Researchers demonstrate improved stability and generalization for 2D flow simulations through optimized neural network design, data augmentation, and replay buffer techniques.

Achieving both accuracy and generalization remains a persistent challenge in computational fluid dynamics. This is addressed in ‘A robust and stable hybrid neural network/finite element method for 2D flows that generalizes to different geometries’, which presents enhancements to a deep learning-augmented finite element method (DNN-MG) for solving two-dimensional fluid flow problems. By integrating replay buffers, optimized neural network architectures-including Transformers-and data augmentation strategies, the authors demonstrate improved stability, accuracy, and the ability to generalize across varying geometries without relying on differentiable numerical solvers. Could this hybrid approach pave the way for more efficient and robust simulations of complex fluid dynamics phenomena?

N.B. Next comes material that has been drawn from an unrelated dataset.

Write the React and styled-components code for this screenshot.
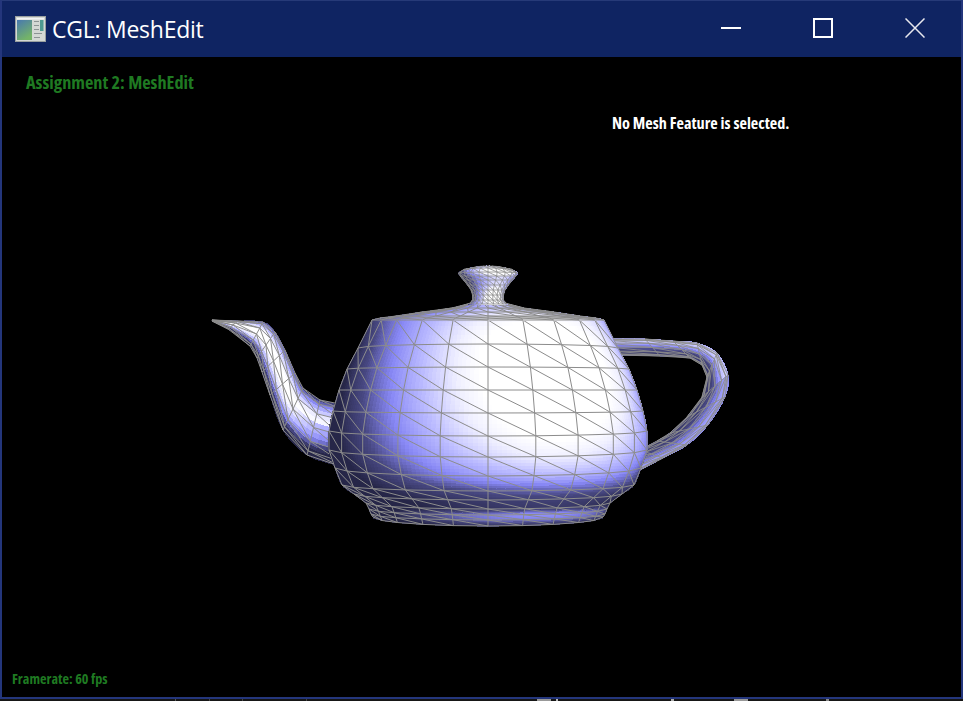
import React from 'react';
import styled, { createGlobalStyle } from 'styled-components';

const GlobalStyle = createGlobalStyle`
  html, body { margin: 0; padding: 0; background: #161616; overflow: hidden; }
  #root { width: 963px; height: 701px; }
`;

const Page = styled.div`
  width: 963px;
  height: 701px;
  display: flex;
  flex-direction: column;
`;

const Window = styled.div`
  box-sizing: border-box;
  height: 699px;
  display: flex;
  flex-direction: column;
  border: 2px solid #24367c;
  border-top: 1px solid #263a78;
`;

const TitleBar = styled.div`
  height: 56px;
  flex: none;
  display: flex;
  align-items: center;
  background: #0f2462;
  color: #fff;
`;

const AppIcon = styled.svg`
  width: 32px;
  height: 26px;
  margin: -1px 5px 0 13px;
  flex: none;
`;

const Title = styled.div`
  flex: 1;
  font: 400 23px "Open Sans", "Noto Sans", sans-serif;
  letter-spacing: -0.25px;
`;

const WinButton = styled.div`
  width: 92px;
  height: 56px;
  flex: none;
  display: flex;
  align-items: center;
  justify-content: center;
  svg { width: 20px; height: 20px; margin-top: -2px; margin-left: -1px; }
`;

const Viewport = styled.div`
  position: relative;
  flex: 1;
  background: #000;
  display: flex;
  flex-direction: column;
  padding: 13px 0 9px 0;
  font-family: "Open Sans", "Noto Sans", sans-serif;
  font-stretch: 75%;
  font-weight: 700;
`;

const Heading = styled.div`
  position: relative;
  margin-left: 24px;
  color: #1f7a22;
  font-size: 18.3px;
  line-height: 24px;
`;

const SelectionInfo = styled.div`
  position: relative;
  margin: 19px 0 0 610px;
  color: #fff;
  font-size: 16.2px;
  line-height: 20px;
`;

const Framerate = styled.div`
  position: relative;
  margin: auto 0 0 10px;
  color: #1f7a22;
  font-size: 14.2px;
  line-height: 18px;
`;

const Scene = styled.svg`
  position: absolute;
  left: -2px;
  top: -57px;
  width: 963px;
  height: 701px;
`;

const DesktopEdge = styled.svg`
  display: block;
  width: 963px;
  height: 2px;
`;

// ---- mesh helpers ----

const lerp = (a, b, t) => a + (b - a) * t;
const rad = (d) => (d * Math.PI) / 180;

// value at a fractional index of a plain table, smooth
const sample = (arr, i) => {
  const n = arr.length - 1;
  const k = Math.max(0, Math.min(n - 1e-6, i));
  const j = Math.floor(k);
  const t = k - j;
  const p0 = arr[Math.max(0, j - 1)];
  const p1 = arr[j];
  const p2 = arr[j + 1];
  const p3 = arr[Math.min(n, j + 2)];
  return 0.5 * (2 * p1 + (p2 - p0) * t + (2 * p0 - 5 * p1 + 4 * p2 - p3) * t * t + (3 * p1 - p0 - 3 * p2 + p3) * t * t * t);
};

const linear = (arr, i) => {
  const k = Math.max(0, Math.min(arr.length - 1 - 1e-6, i));
  const j = Math.floor(k);
  return lerp(arr[j], arr[j + 1], k - j);
};

const STOPS = [
  [0, [38, 38, 72]],
  [0.3, [72, 72, 130]],
  [0.55, [136, 136, 245]],
  [0.75, [186, 186, 255]],
  [0.92, [240, 240, 255]],
  [1, [255, 255, 255]],
];

const ramp = (t) => {
  const v = Math.max(0, Math.min(1, t));
  for (let i = 1; i < STOPS.length; i++) {
    if (v <= STOPS[i][0]) {
      const [a, ca] = STOPS[i - 1];
      const [b, cb] = STOPS[i];
      const f = (v - a) / (b - a);
      return `rgb(${ca.map((c, k) => Math.round(lerp(c, cb[k], f))).join(',')})`;
    }
  }
  return '#fff';
};

// one meshed patch: smooth facets underneath, gray wire on top
const Patch = ({ cols, rows, point, shade, stepU = 5, stepV = 4, wire = 1 }) => {
  const facets = [];
  for (let u = 0; u < (cols - 1) * stepU; u++) {
    for (let v = 0; v < (rows - 1) * stepV; v++) {
      const a = u / stepU;
      const b = (u + 1) / stepU;
      const c = v / stepV;
      const d = (v + 1) / stepV;
      const pts = [point(a, c), point(b, c), point(b, d), point(a, d)]
        .map((p) => p.map((n) => n.toFixed(1)).join(','))
        .join(' ');
      const col = ramp(shade((a + b) / 2, (c + d) / 2));
      facets.push(<polygon key={`${u}-${v}`} points={pts} fill={col} stroke={col} strokeWidth="1" />);
    }
  }
  let d = '';
  const seg = (p, q) => {
    d += `M${p[0].toFixed(1)} ${p[1].toFixed(1)}L${q[0].toFixed(1)} ${q[1].toFixed(1)}`;
  };
  for (let i = 0; i < cols; i++) {
    for (let j = 0; j < rows; j++) {
      if (i < cols - 1) seg(point(i, j), point(i + 1, j));
      if (j < rows - 1) seg(point(i, j), point(i, j + 1));
      if (i < cols - 1 && j < rows - 1) seg(point(i, j), point(i + 1, j + 1));
    }
  }
  return (
    <g>
      <g shapeRendering="crispEdges">{facets}</g>
      <path d={d} fill="none" stroke="#8c8c8c" strokeWidth={wire} />
    </g>
  );
};

// ---- surfaces of revolution (body, lid, knob) ----

const CX = 488;
const LIGHT = [0.42, 0.33, 0.84];

const revolve = (thetas, table) => ({
  cols: thetas.length,
  rows: table.length,
  point: (u, v) => {
    const th = rad(linear(thetas, u));
    const hw = sample(table.map((r) => r[1]), v);
    const y = sample(table.map((r) => r[0]), v);
    const bow = sample(table.map((r) => r[2]), v);
    return [CX + hw * Math.sin(th), y + bow * (1 - Math.cos(th))];
  },
  shade: (u, v) => {
    const th = rad(linear(thetas, u));
    const ph = rad(linear(table.map((r) => r[3]), v));
    const n = [Math.sin(th) * Math.cos(ph), Math.sin(ph), Math.cos(th) * Math.cos(ph)];
    return n[0] * LIGHT[0] + n[1] * LIGHT[1] + n[2] * LIGHT[2] + 0.12;
  },
});

const side = [90, 67, 52, 34.5, 17.5];
const BODY_THETAS = [...side.map((a) => -a), 0, ...side.slice().reverse()];

// y at the axis, half width, bow towards the silhouette, surface tilt
const BODY = revolve(BODY_THETAS, [
  [320, 116, 0, 50],
  [344, 130, 4, 30],
  [367, 141, 2, 20],
  [390, 149, 0, 12],
  [413, 155, -2, 4],
  [436, 159, -5, -6],
  [457, 159, -7, -17],
  [476, 153, -8, -32],
  [491, 146, -6, -54],
  [500, 134, -6, -64],
  [509, 122, -6, -68],
  [515, 119, -6, -42],
  [520, 117, -6, -46],
  [526, 115, -9, -70],
]);

const LID = revolve(BODY_THETAS, [
  [303, 17, 0, 72],
  [308, 36, 0, 66],
  [312, 66, 0, 60],
  [316, 92, 0, 52],
  [318, 108, 0, 44],
  [320, 116, 0, 50],
]);

const KNOB_THETAS = [-90, -72, -54, -36, -18, 0, 18, 36, 54, 72, 90];
const KNOB = revolve(KNOB_THETAS, [
  [266, 14, 2, 72],
  [268, 25, 2, 50],
  [272, 29.5, 1, 15],
  [276, 28, 0, -20],
  [280, 24.5, 0, -24],
  [285, 20.5, 0, -22],
  [290, 17, 0, -10],
  [295, 15.5, 0, 4],
  [300, 15.5, 0, 25],
  [304, 19, 0, 50],
]);

// ---- tubes (spout, handle) ----

const tube = (alphas, upper, lower, shade) => {
  const ux = upper.map((p) => p[0]);
  const uy = upper.map((p) => p[1]);
  const lx = lower.map((p) => p[0]);
  const ly = lower.map((p) => p[1]);
  return {
    cols: alphas.length,
    rows: upper.length,
    point: (u, v) => {
      const s = Math.sin(rad(linear(alphas, u)));
      const ax = sample(ux, v);
      const ay = sample(uy, v);
      const bx = sample(lx, v);
      const by = sample(ly, v);
      return [(ax + bx) / 2 + ((bx - ax) / 2) * s, (ay + by) / 2 + ((by - ay) / 2) * s];
    },
    shade: (u, v) => shade(linear(alphas, u), v),
  };
};

const TUBE_ALPHAS = [-90, -58, -30, 0, 30, 58, 90];

const SPOUT = tube(
  TUBE_ALPHAS,
  [[212, 320], [238, 321], [263, 322], [275, 332], [285, 350], [295, 373], [303, 388], [320, 400], [340, 404]],
  [[212, 321], [228, 329], [250, 346], [257, 358], [262, 372], [270, 395], [283, 430], [307, 455], [340, 466]],
  (a, v) => {
    const c = Math.cos(rad(a + 8));
    const fade = v > 5.5 ? (v - 5.5) * 0.17 : 0;
    return 0.18 + 0.85 * c * c - (a > 30 ? (a - 30) * 0.006 : 0) - fade * (a > -10 ? 1 : 0.2);
  },
);

const HANDLE = tube(
  TUBE_ALPHAS,
  [[605, 339], [645, 339], [673, 341], [697, 343], [717, 353], [728, 375], [725, 397], [708, 425], [687, 445], [663, 458], [640, 470]],
  [[612, 355], [660, 356], [690, 358], [702, 365], [707, 377], [702, 397], [687, 417], [670, 433], [657, 441], [640, 450]],
  (a, v) => {
    const peak = Math.cos(rad(a + 50));
    const rear = v > 5 ? 0.42 : 0.6;
    return 0.22 + rear * peak * peak - (a > 40 ? (a - 40) * 0.005 : 0);
  },
);

const Teapot = () => (
  <Scene viewBox="0 0 963 701">
    <Patch {...HANDLE} stepU={3} stepV={4} wire={0.9} />
    <Patch {...SPOUT} stepU={3} stepV={4} />
    <Patch {...BODY} stepU={10} stepV={6} />
    <Patch {...LID} stepU={10} stepV={2} />
    <Patch {...KNOB} stepU={2} stepV={2} wire={0.8} />
  </Scene>
);

const WindowGlyph = () => (
  <AppIcon viewBox="0 0 32 26">
    <defs>
      <linearGradient id="panel" x1="0" y1="0" x2="0.5" y2="1">
        <stop offset="0" stopColor="#4878b0" />
        <stop offset="1" stopColor="#74b468" />
      </linearGradient>
    </defs>
    <rect x="0.5" y="0.5" width="30" height="25" fill="#d4d8d4" stroke="#9aa0a0" />
    <rect x="2" y="4" width="15" height="20" fill="url(#panel)" />
    <rect x="2" y="2" width="27" height="1.5" fill="#f2f4f4" />
    <rect x="25" y="4" width="3.5" height="11" fill="#4f9a90" />
    <rect x="19" y="5" width="5" height="1" fill="#8c9494" />
    <rect x="19" y="9" width="5" height="1" fill="#8c9494" />
    <rect x="19" y="13" width="5" height="1" fill="#8c9494" />
    <rect x="19" y="17" width="8" height="1" fill="#8c9494" />
    <rect x="19" y="21" width="6" height="1" fill="#8c9494" />
  </AppIcon>
);

const edgeMarks = [[175, 1, '#555'], [209, 1, '#444'], [242, 1, '#444'], [306, 1, '#444'], [537, 14, '#999'], [556, 2, '#bbb'], [671, 3, '#aaa'], [734, 14, '#999'], [826, 3, '#888']];

export default function App() {
  return (
    <Page>
      <GlobalStyle />
      <Window>
        <TitleBar>
          <WindowGlyph />
          <Title>CGL: MeshEdit</Title>
          <WinButton>
            <svg viewBox="0 0 20 20"><rect y="9" width="20" height="2" fill="#fff" /></svg>
          </WinButton>
          <WinButton>
            <svg viewBox="0 0 20 20"><rect x="1" y="1" width="18" height="18" fill="none" stroke="#fff" strokeWidth="2" /></svg>
          </WinButton>
          <WinButton>
            <svg viewBox="0 0 20 20"><path d="M0.5 0.5L19.5 19.5M19.5 0.5L0.5 19.5" stroke="#e8e8ee" strokeWidth="1.5" fill="none" /></svg>
          </WinButton>
        </TitleBar>
        <Viewport>
          <Teapot />
          <Heading>Assignment 2: MeshEdit</Heading>
          <SelectionInfo>No Mesh Feature is selected.</SelectionInfo>
          <Framerate>Framerate: 60 fps</Framerate>
        </Viewport>
      </Window>
      <DesktopEdge viewBox="0 0 963 2">
        {edgeMarks.map(([x, w, c]) => <rect key={x} x={x} y="0" width={w} height="2" fill={c} />)}
      </DesktopEdge>
    </Page>
  );
}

The Inevitable Complexity of Fluid Systems

The capacity to accurately model fluid behavior stands as a cornerstone of modern engineering, underpinned by the formidable $Navier-Stokes$ equations. These equations, representing the conservation of momentum and mass within fluids, dictate everything from the lift generated by an aircraft wing to the intricate patterns of ocean currents. Consequently, precise fluid dynamics simulations are essential for designing efficient vehicles, optimizing combustion engines, predicting weather patterns, and even understanding physiological processes like blood flow. The complexity arises from the non-linear nature of these equations; even seemingly simple fluid flows can exhibit chaotic behavior, demanding significant computational power to resolve accurately. Therefore, advancements in simulation techniques directly translate into improvements across a remarkably diverse range of applications, impacting both technological innovation and scientific understanding.

The computational demands of simulating fluid dynamics often stem from the intricacies of established techniques like the Finite Element Method. This method discretizes the fluid domain into a vast number of elements, requiring extensive calculations to solve the $Navier-Stokes$ equations for each one. The expense escalates dramatically when high-resolution simulations are needed – to capture fine details in the fluid flow – or when dealing with time-dependent problems, where these calculations must be repeated continuously over time. Consequently, even with powerful computing resources, obtaining timely and accurate predictions for complex fluid behaviors remains a significant challenge, limiting the practical application of these simulations in areas demanding real-time analysis and optimization.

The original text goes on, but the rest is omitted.